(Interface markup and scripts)
-- Start --

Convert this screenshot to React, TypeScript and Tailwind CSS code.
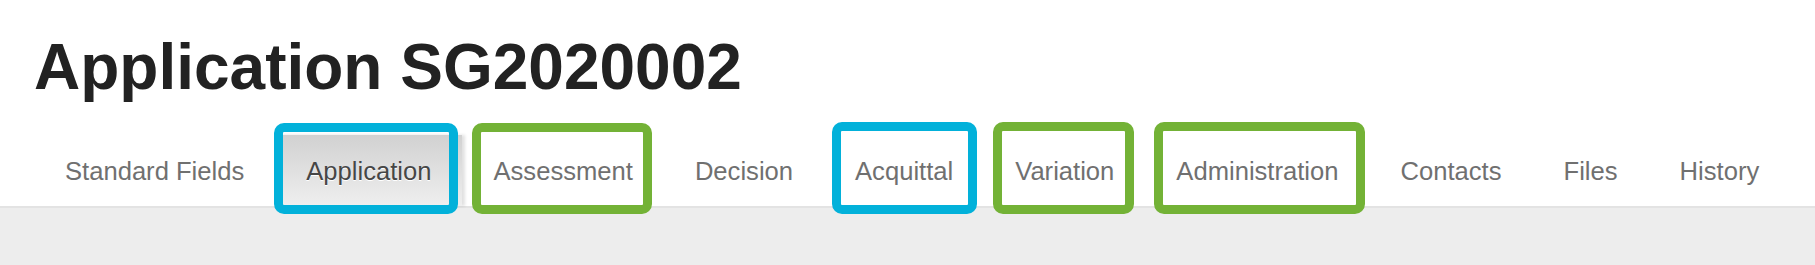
import React from "react";

type Tab = {
    label: string;
    active?: boolean;
    // annotation outline drawn over the tab
    mark?: { color: "blue" | "green"; box: string };
};

const tabs: Tab[] = [
    { label: "Standard Fields" },
    { label: "Application", active: true, mark: { color: "blue", box: "-left-[1px] right-[4px] -top-[12px] -bottom-[8px]" } },
    { label: "Assessment", mark: { color: "green", box: "left-[10px] right-[12px] -top-[12px] -bottom-[8px]" } },
    { label: "Decision" },
    { label: "Acquittal", mark: { color: "blue", box: "left-[8px] right-[7px] -top-[13px] -bottom-[8px]" } },
    { label: "Variation", mark: { color: "green", box: "left-[9px] right-[11px] -top-[13px] -bottom-[8px]" } },
    { label: "Administration", mark: { color: "green", box: "left-[9px] right-[5px] -top-[13px] -bottom-[8px]" } },
    { label: "Contacts" },
    { label: "Files" },
    { label: "History" },
];

export default function App() {
    return (
        <div className="min-h-screen flex flex-col bg-white font-['Liberation_Sans',Arial,sans-serif]">
            {/* Header */}
            <div className="pl-[34px] pt-[31px]">
                <h1 className="text-[64px] leading-[72px] font-bold text-[#222222]">Application SG2020002</h1>
            </div>

            {/* Tab bar */}
            <div className="mt-[32px] pl-[34px] flex border-b-2 border-[#e3e3e3]">
                {tabs.map((tab) => (
                    <div
                        key={tab.label}
                        className={
                            tab.active
                                ? "relative h-[71px] px-[31px] flex items-center text-[25.6px] text-[#464646] bg-gradient-to-b from-[#d1d1d1] to-[#efefef] shadow-[3px_0_3px_rgba(0,0,0,0.12)] [text-shadow:0_1px_0_#ffffff]"
                                : "relative h-[71px] px-[31px] flex items-center text-[25.6px] text-[#707070]"
                        }
                    >
                        <span className="pt-[2px]">{tab.label}</span>
                        {tab.mark && (
                            <div
                                className={
                                    "absolute border-[9px] rounded-[10px] " +
                                    tab.mark.box +
                                    (tab.mark.color === "blue" ? " border-[#02b1da]" : " border-[#73b236]")
                                }
                            />
                        )}
                    </div>
                ))}
            </div>

            {/* Content area */}
            <div className="flex-1 bg-[#ededed]" />
        </div>
    );
}
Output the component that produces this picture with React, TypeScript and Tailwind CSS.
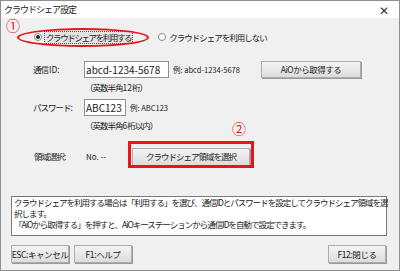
import React from "react";

const font = "font-['Noto_Sans_CJK_JP','Noto_Sans',sans-serif]";

function WinButton({ label, className }: { label: string; className: string }) {
  return (
    <div
      className={`flex items-center justify-center whitespace-nowrap border border-[#adadad] bg-gradient-to-b from-[#f4f4f4] to-[#dcdcdc] text-[#222] shadow-[1px_1px_0_#9a9a9a] ${className}`}
    >
      {label}
    </div>
  );
}

function Radio({ checked }: { checked?: boolean }) {
  return (
    <span className="flex h-[8px] w-[8px] items-center justify-center rounded-full border border-[#8a8a8a] bg-white">
      {checked && <span className="h-[4px] w-[4px] rounded-full bg-[#222]" />}
    </span>
  );
}

export default function App() {
  return (
    <div className={`relative h-[271px] w-[400px] overflow-hidden border border-[#8f8f8f] bg-[#f0f0f0] ${font} whitespace-nowrap text-[8.5px] tracking-[-1px] text-[#222]`}>
      {/* title bar */}
      <div className="flex h-[17px] items-center justify-between bg-white pl-[3px] pr-[10px]">
        <span className="text-[9px]">クラウドシェア設定</span>
        <span className="text-[12px] leading-none tracking-normal text-[#333]">✕</span>
      </div>

      {/* radios */}
      <div className="mt-[12px] flex h-[14px] items-center">
        <div className="ml-[33px] flex items-center gap-[2px]">
          <Radio checked />
          <span className="border border-dotted border-[#555] bg-[#e3e3e3] px-[1px] leading-[11px] tracking-[-1.4px]">クラウドシェアを利用する</span>
        </div>
        <div className="ml-[25px] flex items-center gap-[3px]">
          <Radio />
          <span>クラウドシェアを利用しない</span>
        </div>
      </div>

      {/* 通信ID */}
      <div className="mt-[17px] flex h-[17px] items-center">
        <span className="ml-[32px] w-[51px]">
          通信 <span className="tracking-normal">ID:</span>
        </span>
        <div className="flex h-[17px] w-[85px] items-center border border-[#8f8f8f] bg-white pl-[1px] text-[10px] tracking-normal">abcd-1234-5678</div>
        <span className="ml-[4px] w-[88px] text-[7.5px] tracking-normal">例: abcd-1234-5678</span>
        <WinButton label="AiOから取得する" className="h-[17px] w-[100px] tracking-[-0.5px]" />
      </div>
      <div className="ml-[84px] mt-[3px] h-[12px] leading-[12px]">
        （英数半角<span className="tracking-normal">12</span>桁）
      </div>

      {/* パスワード */}
      <div className="mt-[6px] flex h-[17px] items-center">
        <span className="ml-[32px] w-[51px]">パスワード:</span>
        <div className="flex h-[17px] w-[42px] items-center border border-[#8f8f8f] bg-white pl-[1px] text-[10px] tracking-normal">ABC123</div>
        <span className="ml-[4px] text-[7.5px] tracking-normal">例: ABC123</span>
      </div>
      <div className="ml-[84px] mt-[3px] h-[12px] leading-[12px]">
        （英数半角<span className="tracking-normal">6</span>桁以内）
      </div>

      {/* 領域選択 */}
      <div className="mt-[16px] flex h-[19px] items-center">
        <span className="ml-[33px] w-[52px]">領域選択:</span>
        <span className="w-[46px] text-[8px] tracking-normal">No. --</span>
        <WinButton label="クラウドシェア領域を選択" className="h-[18px] w-[118px]" />
      </div>

      {/* info box */}
      <div className="ml-[10px] mt-[30px] h-[40px] w-[376px] border border-[#7a7a7a] bg-white px-[2px] leading-[11px]">
        <p>
          クラウドシェアを利用する場合は「利用する」を選び、通信IDとパスワードを設定してクラウドシェア領域を選
          <br />
          択します。
        </p>
        <p>「AiOから取得する」を押すと、AiOキーステーションから通信IDを自動で設定できます。</p>
      </div>

      {/* footer buttons */}
      <div className="mt-[9px] flex h-[18px] items-center px-[10px] tracking-[-0.4px]">
        <WinButton label="ESC:キャンセル" className="h-[18px] w-[58px]" />
        <WinButton label="F1:ヘルプ" className="ml-[5px] h-[18px] w-[58px]" />
        <WinButton label="F12:閉じる" className="ml-auto mr-[3px] h-[18px] w-[58px]" />
      </div>

      {/* annotations */}
      <span className="absolute left-[5px] top-[17px] text-[14px] leading-none tracking-normal text-[#e5161b]">①</span>
      <div className="absolute left-[16px] top-[27px] h-[19px] w-[132px] rounded-[50%] border-2 border-[#e5161b]" />
      <span className="absolute left-[231px] top-[120px] text-[14px] leading-none tracking-normal text-[#e5161b]">②</span>
      <div className="absolute left-[127px] top-[140px] h-[27px] w-[126px] border-[3px] border-[#e5161b]" />
    </div>
  );
}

-- End --

Extract the full listing exactly, with the pictures left out.

Convert this screenshot to React, TypeScript and Tailwind CSS code.
import React from "react";

type Tab = {
    label: string;
    active?: boolean;
    // annotation outline drawn over the tab
    mark?: { color: "blue" | "green"; box: string };
};

const tabs: Tab[] = [
    { label: "Standard Fields" },
    { label: "Application", active: true, mark: { color: "blue", box: "-left-[1px] right-[4px] -top-[12px] -bottom-[8px]" } },
    { label: "Assessment", mark: { color: "green", box: "left-[10px] right-[12px] -top-[12px] -bottom-[8px]" } },
    { label: "Decision" },
    { label: "Acquittal", mark: { color: "blue", box: "left-[8px] right-[7px] -top-[13px] -bottom-[8px]" } },
    { label: "Variation", mark: { color: "green", box: "left-[9px] right-[11px] -top-[13px] -bottom-[8px]" } },
    { label: "Administration", mark: { color: "green", box: "left-[9px] right-[5px] -top-[13px] -bottom-[8px]" } },
    { label: "Contacts" },
    { label: "Files" },
    { label: "History" },
];

export default function App() {
    return (
        <div className="min-h-screen flex flex-col bg-white font-['Liberation_Sans',Arial,sans-serif]">
            {/* Header */}
            <div className="pl-[34px] pt-[31px]">
                <h1 className="text-[64px] leading-[72px] font-bold text-[#222222]">Application SG2020002</h1>
            </div>

            {/* Tab bar */}
            <div className="mt-[32px] pl-[34px] flex border-b-2 border-[#e3e3e3]">
                {tabs.map((tab) => (
                    <div
                        key={tab.label}
                        className={
                            tab.active
                                ? "relative h-[71px] px-[31px] flex items-center text-[25.6px] text-[#464646] bg-gradient-to-b from-[#d1d1d1] to-[#efefef] shadow-[3px_0_3px_rgba(0,0,0,0.12)] [text-shadow:0_1px_0_#ffffff]"
                                : "relative h-[71px] px-[31px] flex items-center text-[25.6px] text-[#707070]"
                        }
                    >
                        <span className="pt-[2px]">{tab.label}</span>
                        {tab.mark && (
                            <div
                                className={
                                    "absolute border-[9px] rounded-[10px] " +
                                    tab.mark.box +
                                    (tab.mark.color === "blue" ? " border-[#02b1da]" : " border-[#73b236]")
                                }
                            />
                        )}
                    </div>
                ))}
            </div>

            {/* Content area */}
            <div className="flex-1 bg-[#ededed]" />
        </div>
    );
}
Output the component that produces this picture with React, TypeScript and Tailwind CSS.
import React from "react";

const font = "font-['Noto_Sans_CJK_JP','Noto_Sans',sans-serif]";

function WinButton({ label, className }: { label: string; className: string }) {
  return (
    <div
      className={`flex items-center justify-center whitespace-nowrap border border-[#adadad] bg-gradient-to-b from-[#f4f4f4] to-[#dcdcdc] text-[#222] shadow-[1px_1px_0_#9a9a9a] ${className}`}
    >
      {label}
    </div>
  );
}

function Radio({ checked }: { checked?: boolean }) {
  return (
    <span className="flex h-[8px] w-[8px] items-center justify-center rounded-full border border-[#8a8a8a] bg-white">
      {checked && <span className="h-[4px] w-[4px] rounded-full bg-[#222]" />}
    </span>
  );
}

export default function App() {
  return (
    <div className={`relative h-[271px] w-[400px] overflow-hidden border border-[#8f8f8f] bg-[#f0f0f0] ${font} whitespace-nowrap text-[8.5px] tracking-[-1px] text-[#222]`}>
      {/* title bar */}
      <div className="flex h-[17px] items-center justify-between bg-white pl-[3px] pr-[10px]">
        <span className="text-[9px]">クラウドシェア設定</span>
        <span className="text-[12px] leading-none tracking-normal text-[#333]">✕</span>
      </div>

      {/* radios */}
      <div className="mt-[12px] flex h-[14px] items-center">
        <div className="ml-[33px] flex items-center gap-[2px]">
          <Radio checked />
          <span className="border border-dotted border-[#555] bg-[#e3e3e3] px-[1px] leading-[11px] tracking-[-1.4px]">クラウドシェアを利用する</span>
        </div>
        <div className="ml-[25px] flex items-center gap-[3px]">
          <Radio />
          <span>クラウドシェアを利用しない</span>
        </div>
      </div>

      {/* 通信ID */}
      <div className="mt-[17px] flex h-[17px] items-center">
        <span className="ml-[32px] w-[51px]">
          通信 <span className="tracking-normal">ID:</span>
        </span>
        <div className="flex h-[17px] w-[85px] items-center border border-[#8f8f8f] bg-white pl-[1px] text-[10px] tracking-normal">abcd-1234-5678</div>
        <span className="ml-[4px] w-[88px] text-[7.5px] tracking-normal">例: abcd-1234-5678</span>
        <WinButton label="AiOから取得する" className="h-[17px] w-[100px] tracking-[-0.5px]" />
      </div>
      <div className="ml-[84px] mt-[3px] h-[12px] leading-[12px]">
        （英数半角<span className="tracking-normal">12</span>桁）
      </div>

      {/* パスワード */}
      <div className="mt-[6px] flex h-[17px] items-center">
        <span className="ml-[32px] w-[51px]">パスワード:</span>
        <div className="flex h-[17px] w-[42px] items-center border border-[#8f8f8f] bg-white pl-[1px] text-[10px] tracking-normal">ABC123</div>
        <span className="ml-[4px] text-[7.5px] tracking-normal">例: ABC123</span>
      </div>
      <div className="ml-[84px] mt-[3px] h-[12px] leading-[12px]">
        （英数半角<span className="tracking-normal">6</span>桁以内）
      </div>

      {/* 領域選択 */}
      <div className="mt-[16px] flex h-[19px] items-center">
        <span className="ml-[33px] w-[52px]">領域選択:</span>
        <span className="w-[46px] text-[8px] tracking-normal">No. --</span>
        <WinButton label="クラウドシェア領域を選択" className="h-[18px] w-[118px]" />
      </div>

      {/* info box */}
      <div className="ml-[10px] mt-[30px] h-[40px] w-[376px] border border-[#7a7a7a] bg-white px-[2px] leading-[11px]">
        <p>
          クラウドシェアを利用する場合は「利用する」を選び、通信IDとパスワードを設定してクラウドシェア領域を選
          <br />
          択します。
        </p>
        <p>「AiOから取得する」を押すと、AiOキーステーションから通信IDを自動で設定できます。</p>
      </div>

      {/* footer buttons */}
      <div className="mt-[9px] flex h-[18px] items-center px-[10px] tracking-[-0.4px]">
        <WinButton label="ESC:キャンセル" className="h-[18px] w-[58px]" />
        <WinButton label="F1:ヘルプ" className="ml-[5px] h-[18px] w-[58px]" />
        <WinButton label="F12:閉じる" className="ml-auto mr-[3px] h-[18px] w-[58px]" />
      </div>

      {/* annotations */}
      <span className="absolute left-[5px] top-[17px] text-[14px] leading-none tracking-normal text-[#e5161b]">①</span>
      <div className="absolute left-[16px] top-[27px] h-[19px] w-[132px] rounded-[50%] border-2 border-[#e5161b]" />
      <span className="absolute left-[231px] top-[120px] text-[14px] leading-none tracking-normal text-[#e5161b]">②</span>
      <div className="absolute left-[127px] top-[140px] h-[27px] w-[126px] border-[3px] border-[#e5161b]" />
    </div>
  );
}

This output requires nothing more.